OUSA should be able to buy, yet also say the sales are wrong

I'm not sure what the current policy is, but certainly for many years OUSA has had a standing policy against asset sales.

Further, OUSA buying shares does not mean that it supports asset sales:

The sales are sadly going to happen, and someone is going recieve a benefit. Students may as well have some share in that benefit, and as most can not do that individually it makes sense that OUSA does it.

However, OUSA should be opposing the sales (or at least having a proper debate and determining what their members feel about these sales) and being clear that the profits they're going to make from them should be for all New Zealanders (though state ownership) not just students.
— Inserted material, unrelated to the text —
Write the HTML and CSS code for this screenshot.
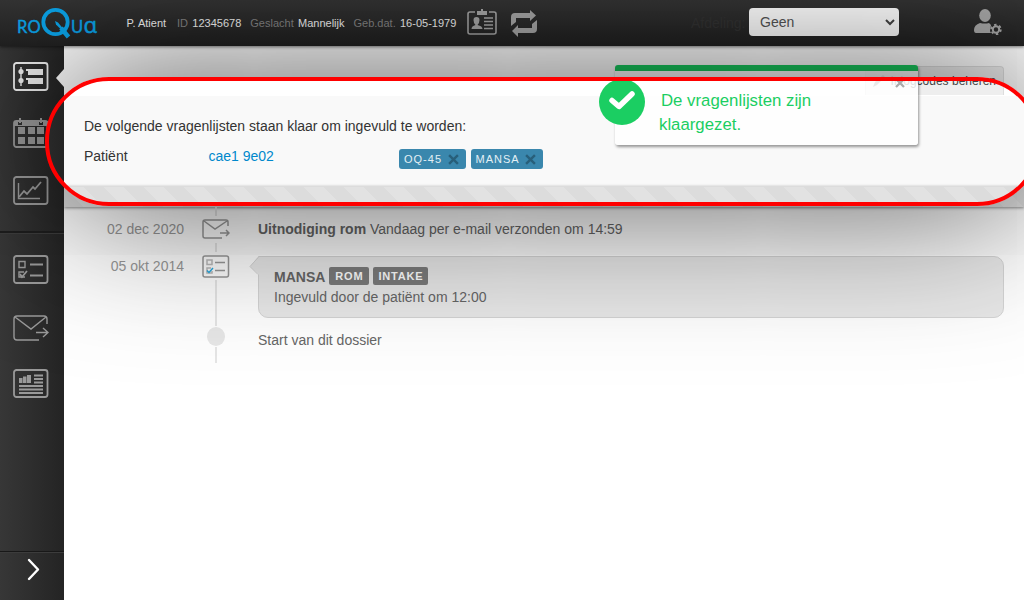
FILE: index.html
```html
<!DOCTYPE html>
<html lang="nl">
<head>
<meta charset="utf-8">
<title>RoQua</title>
<link rel="stylesheet" href="styles.css">
</head>
<body>
<header class="topbar">
  <svg class="logo" width="84" height="36" viewBox="0 0 84 36">
    <g class="logo-text"><text x="1" y="29" textLength="9">R</text><text x="11.500" y="29" textLength="13">O</text><text x="55" y="29" textLength="12">U</text><text class="wide" x="67.500" y="29" textLength="14">ɑ</text></g>
    <circle cx="39.500" cy="18" r="12.200"/>
    <path class="tail" d="M45 24l7.500 9"/><path class="nib" d="M39 17l3 1.500 5 6-2 1-5-5z"/>
  </svg>
  <div class="patient"><b>P. Atient</b><span>ID</span><b>12345678</b><span>Geslacht</span><b>Mannelijk</b><span>Geb.dat.</span><b>16-05-1979</b></div>
  <svg class="card-icon" width="30" height="27" viewBox="0 0 30 27">
    <path class="line" d="M8 3H3Q1 3 1 5v18q0 2 2 2h24q2 0 2-2V5q0-2-2-2h-5"/>
    <path class="fill" d="M10 2h4V0h2v2h4v4H10zM4.500 20q0-3 4-4-2-2-2-5 0-3 3-3t3 3q0 3-2 5 5 1 5 4z"/>
    <path class="line thin" d="M17 9h9M17 12.500h9M17 16h9M17 19.500h9"/>
  </svg>
  <svg class="loop-icon" width="27" height="27" viewBox="0 0 27 27">
    <path class="fill" d="M0 16V7q0-4 4-4h15V0l6 5.500-6 5.500V8H5v4zM26 10v9q0 4-4 4H7v4l-6-6 6-6v3h14v-4z"/>
  </svg>
  <label class="dept">Afdeling:</label>
  <div class="select">Geen<svg width="10" height="7" viewBox="0 0 10 7"><path d="M1 1l4 4 4-4"/></svg></div>
  <svg class="user-icon" width="28" height="26" viewBox="0 0 28 26">
    <ellipse class="fill" cx="11" cy="6.500" rx="5.800" ry="6.500"/>
    <path class="fill" d="M0 21q0-5 6-7 5 1 9 0l2 2-1 6 1 2H2q-2 0-2-3z"/>
    <circle class="gear" cx="22" cy="20.500" r="3.200"/><circle class="teeth" cx="22" cy="20.500" r="4.700"/>
  </svg>
</header>
<div class="body">
  <nav class="side">
    <svg class="i1" width="36" height="30" viewBox="0 0 36 30"><rect class="line" x="1" y="1" width="33.500" height="27" rx="2.500"/><path class="line thin" d="M8 5v19"/><circle class="fill" cx="8" cy="9.500" r="2.600"/><circle class="fill" cx="8" cy="18.500" r="2.600"/><path class="fill" d="M13 7h17v6H15v-4h-2zM13 16h17v6H15v-4h-2z"/></svg>
    <svg class="i2" width="36" height="31" viewBox="0 0 36 31"><rect class="line" x="1" y="3" width="33.500" height="26" rx="2.500"/><path class="fill" d="M1 3h4v4h4V3h17v4h4V3h4.500v5H1zM6 0h2v5H6zM27 0h2v5h-2zM5 9h7v7H5zM15 9h7v7h-7zM24 9h7v7h-7zM5 19h7v7H5zM15 19h7v7h-7zM24 19h7v7h-7z"/></svg>
    <svg class="i3" width="36" height="30" viewBox="0 0 36 30"><rect class="line" x="1" y="1" width="33.500" height="27" rx="2.500"/><path class="line thin" d="M5.500 7v15.500h21.500"/><path class="line" d="M6 21l5-6 3 3 6-7 2 2 6-7"/></svg>
    <svg class="i4" width="36" height="30" viewBox="0 0 36 30"><rect class="line" x="1" y="1" width="33.500" height="27" rx="2.500"/><path class="line thin" d="M6 6.500h6v6H6zM12 22H6v-5h5"/><path class="line" d="M17 9.500h13M17 20.500h13M7 19l2 3 5-6"/></svg>
    <svg class="i5" width="36" height="28" viewBox="0 0 36 28"><path class="line thin" d="M26 25H4q-3 0-3-3V4q0-3 3-3h27q3 0 3 3v5M2 2l16 12L33 2M23 17.500h11M30 13l5 4.500-5 4.500"/></svg>
    <svg class="i6" width="36" height="30" viewBox="0 0 36 30"><rect class="line" x="1" y="1" width="33.500" height="27" rx="2.500"/><path class="fill" d="M6 9h3.500v5H6zM10 7.500h3.500V14H10zM14 6h4v8h-4z"/><path class="line" d="M21 6.500h9M21 10h9M21 13.500h9M6 17h24M6 20.500h24M6 24h24"/></svg>
    <div class="more"><svg width="14" height="24" viewBox="0 0 14 24"><path d="M2 2l9 9.500L2 21"/></svg></div>
    <i class="notch"></i>
  </nav>
  <main>
    <div class="tabs"><div class="tab"><svg width="12" height="12" viewBox="0 0 12 12"><path d="M0 12l2-5 8-7 2 2-8 8z"/></svg>Inlogcodes beheren</div></div>
    <section class="ready">
      <p>De volgende vragenlijsten staan klaar om ingevuld te worden:</p>
      <div class="ready-row"><span class="who">Patiënt</span><a>cae1 9e02</a><span class="chips"><span>OQ-45<svg width="11" height="11" viewBox="0 0 10 10"><path d="M1 1l8 8M9 1L1 9"/></svg></span><span>MANSA<svg width="11" height="11" viewBox="0 0 10 10"><path d="M1 1l8 8M9 1L1 9"/></svg></span></span></div>
    </section>
    <div class="stripes"></div>
    <section class="timeline">
      <div class="dates"><div>02 dec 2020</div><div>05 okt 2014</div></div>
      <div class="rail">
        <i class="seg s1"></i>
        <svg class="r1" width="28" height="20" viewBox="0 0 28 20"><path d="M20 19H3q-2 0-2-2V3q0-2 2-2h21q2 0 2 2v4M2 2l11 8L25 2M18 14h9M24 11l3 3-3 3"/></svg>
        <i class="seg s1"></i>
        <svg class="r2" width="28" height="23" viewBox="0 0 28 23"><rect x="1" y="1" width="25.500" height="21" rx="2"/><path d="M13 7.500h10M13 15.500h10"/><path class="faint" d="M5 5h5v4.500H5zM9 13H5v5h5v-2"/><path class="blue" d="M5 15.500l2 2 4-4.500"/></svg>
        <i class="seg s2"></i><i class="dot"></i><i class="seg s3"></i>
      </div>
      <div class="entries">
        <div class="entry"><b>Uitnodiging rom</b> Vandaag per e-mail verzonden om 14:59</div>
        <div class="bubble"><svg class="beak" width="10" height="20" viewBox="0 0 10 20"><path class="beak-fill" d="M10 0L1 10.500 10 19z"/><path class="beak-line" d="M10 .5L1 10.500 9 18.500"/></svg>
          <div class="title"><b>MANSA</b><span>ROM</span><span>INTAKE</span></div>
          <div>Ingevuld door de patiënt om 12:00</div>
        </div>
        <div class="entry">Start van dit dossier</div>
      </div>
    </section>
  </main>
</div>
<div class="toast">
  <div class="ok"><svg width="26" height="20" viewBox="0 0 26 20"><path d="M3 9.500l7 6L23 3"/></svg></div>
  <div class="msg">De vragenlijsten zijn<br>klaargezet.</div>
  <svg class="close" width="10" height="10" viewBox="0 0 10 10"><path d="M1 1l8 8M9 1L1 9"/></svg>
</div>
<div class="spotlight"></div>
</body>
</html>
```

FILE: styles.css
```css
* { box-sizing: border-box; }
body { margin: 0; width: 1024px; height: 600px; overflow: hidden; position: relative; background: #fff; font: 14px/20px "Liberation Sans", Arial, sans-serif; color: #333; }
svg { display: block; flex: none; fill: none; }
.topbar { height: 46px; display: flex; align-items: flex-start; background: linear-gradient(#343434, #212121); box-shadow: 0 1px 3px rgba(0,0,0,.5); position: relative; z-index: 2; }
.topbar .line { stroke: #a6a6a6; stroke-width: 1.6; }
.topbar .thin { stroke-width: 1.3; }
.topbar .fill { fill: #a6a6a6; }
.logo { margin: 4px 0 0 16px; }
.logo circle { stroke: #0ba3e8; stroke-width: 3.800; }
.logo-text { fill: #0ba3e8; stroke: #0ba3e8; stroke-width: .4; font: 16.500px Lato, sans-serif; }
.logo-text .wide { font: 22px "Noto Sans", sans-serif; }
.tail { stroke: #0ba3e8; stroke-width: 4.500; }
.nib { fill: #0ba3e8; }
.patient { width: 330px; margin: 13px 0 0 26.500px; display: flex; font-size: 11px; white-space: nowrap; color: #858585; }
.patient b { font-weight: normal; color: #f6f6f6; margin-right: 9px; }
.patient b:first-child { margin-right: 11px; }
.patient span { margin-right: 4.300px; }
.card-icon { margin: 9px 0 0 10.500px; }
.loop-icon { margin: 10px 0 0 14px; }
.dept { margin: 13px 0 0 153px; width: 58px; color: #333; }
.select { margin-top: 8px; width: 150px; height: 28px; border-radius: 4px; background: #fff; color: #555; padding: 0 4px 0 11px; display: flex; align-items: center; justify-content: space-between; }
.select path { stroke: #444; stroke-width: 2; }
.user-icon { margin: 9px 0 0 74.500px; }
.gear { stroke: #a6a6a6; stroke-width: 2; }
.teeth { stroke: #a6a6a6; stroke-width: 2; stroke-dasharray: 2.400 2.520; }
.body { display: flex; height: 554px; }
.side { width: 64px; flex: none; position: relative; background: linear-gradient(90deg, #373737, #242424); display: flex; flex-direction: column; padding-left: 13px; }
.side .line { stroke: #999; stroke-width: 1.8; }
.side .thin { stroke-width: 1.400; }
.side .fill { fill: #999; }
.i1 { margin-top: 16px; }
.side .i1 .line { stroke: #eee; }
.side .i1 .fill { fill: #eee; }
.i2 { margin-top: 26px; }
.i3 { margin-top: 27px; }
.i4 { margin-top: 49px; }
.side::before { content: ""; position: absolute; left: 0; top: 185px; width: 64px; height: 2px; background: #1d1d1d; border-bottom: 1px solid #3c3c3c; }
.i5 { margin-top: 30px; }
.i6 { margin-top: 26px; }
.more { margin: auto 0 0 -13px; height: 49px; border-top: 1px solid #181818; box-shadow: inset 0 1px #3c3c3c; padding: 6px 0 0 27px; }
.more path { stroke: #fff; stroke-width: 2.400; stroke-linecap: round; stroke-linejoin: round; }
.notch { position: absolute; right: 0; top: 23px; border: solid transparent; border-width: 9px 8px 9px 0; border-right-color: #fff; }
main { flex: 1; min-width: 0; }
.tabs { height: 50px; padding: 20px 20px 0 0; display: flex; justify-content: flex-end; }
.tab { width: 139px; height: 29px; background: #eee; border: 1px solid #ddd; border-bottom: 0; border-radius: 4px 4px 0 0; font-size: 12px; line-height: 28px; padding: 0 7px; display: flex; align-items: center; justify-content: space-between; white-space: nowrap; color: #444; }
.tab path { fill: #777; }
.ready { height: 90px; background: #f9f9f9; padding: 20px 20px 0; }
.ready p { margin: 0 0 10px; }
.ready-row { display: flex; }
.who { width: 124.500px; }
.ready-row a { width: 190.500px; color: #08c; }
.chips { display: flex; gap: 5px; padding-top: 3px; }
.chips span { height: 20px; border-radius: 3px; background: #3a87ad; color: #e4f0f5; font-size: 11px; letter-spacing: 1px; padding: 0 7px 0 5px; display: flex; align-items: center; gap: 5.500px; }
.chips path { stroke: #285f7a; stroke-width: 2.200; }
.stripes { height: 21px; border-top: 1px solid #dcdcdc; background: repeating-linear-gradient(45deg, #dcdcdc 0 14.140px, #e2e2e2 14.140px 28.280px); box-shadow: 0 1px 3px rgba(0,0,0,.45); }
.timeline { display: flex; }
.dates { width: 120px; padding-top: 12px; text-align: right; color: #999; }
.dates div { height: 37px; }
.rail { width: 64px; display: flex; flex-direction: column; align-items: center; }
.rail svg { stroke: #999; stroke-width: 1.500; }
.seg { width: 2px; background: #e6e6e6; }
.s1 { height: 9px; }
.r1 { margin: 3px 0 4px; }
.r2 { margin: 3px 0 2px; }
.s2 { height: 46px; }
.dot { width: 18px; height: 19px; border-radius: 50%; background: #e7e7e7; margin: 1px 0; }
.s3 { height: 16px; }
.rail .faint { stroke: #bbb; }
.rail .blue { stroke: #29a9df; }
.entries { width: 746px; margin-left: 10px; color: #666; }
.entry { padding-top: 12px; }
.bubble { position: relative; margin-top: 17px; height: 62px; border: 1px solid #d5d5d5; border-radius: 10px; border-top-left-radius: 0; background: #e9e9e9; padding: 10px 15px; }
.beak { position: absolute; left: -10px; top: -1px; }
.beak-fill { fill: #e9e9e9; }
.beak-line { stroke: #d5d5d5; }
.title { display: flex; gap: 4px; }
.title span { height: 18px; border-radius: 2px; background: #7c7c7c; color: #fff; font-size: 11px; font-weight: bold; line-height: 18px; letter-spacing: .8px; padding: 0 5.500px 0 6px; }
.title span:last-child { padding-right: 5px; padding-left: 5.500px; }
.toast { position: absolute; z-index: 3; left: 615px; top: 65px; width: 303px; height: 80px; border-top: 6px solid #18c95e; border-radius: 3px; background: rgba(255,255,255,.84); box-shadow: 1px 2px 3px rgba(0,0,0,.4); }
.ok { position: absolute; left: -16px; top: 8px; width: 46px; height: 46px; border-radius: 50%; background: #1bce62; padding: 12px 0 0 10px; }
.ok path { stroke: #fff; stroke-width: 5.500; stroke-linejoin: round; stroke-linecap: round; }
.msg { padding: 18px 0 0 44px; text-indent: 2px; color: #1bce62; font-size: 16.800px; line-height: 24px; white-space: nowrap; }
.close { position: absolute; left: 280px; top: 7px; }
.close path { stroke: #aaa; stroke-width: 2.300; }
.spotlight { position: absolute; z-index: 4; left: 45px; top: 77px; width: 996px; height: 129px; border: 4px solid red; border-radius: 64px; box-shadow: 0 0 150px rgba(0,0,0,.7); }
```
I can't imagine that students will be any different than the rest of the community with the majority (including many National voters) against asset sales. Any profits from them will be used to either lower the amount of money students pay OUSA for services, or will increase OUSA services for students.


I'm pretty sure the numbers don't stack up, hence the need for protest against their sale, Mr Edgar! This isn't about the OUSA possibly making a quick buck, and I'm absloutely horrified that the president of a once powerful student union may think that way.


Mr Edgar may believe that the sale of State Owned Assets is a good idea but I can assure you he does not speak for all students. In fact 90 percent of the people I speak to do not approve the move.

It doesn't matter if you look at in from an economic or ideological point of view, it simply does not stack up.

Mrs Millar can rest assumed that there are plenty of students who would, and in fact will, stand beside her to do what ever it takes to stop asset sales. Selling assets failed in the past and the same will happen today. The defintion of stupidty is doing the same thing over and over again, and expecting a different outcome.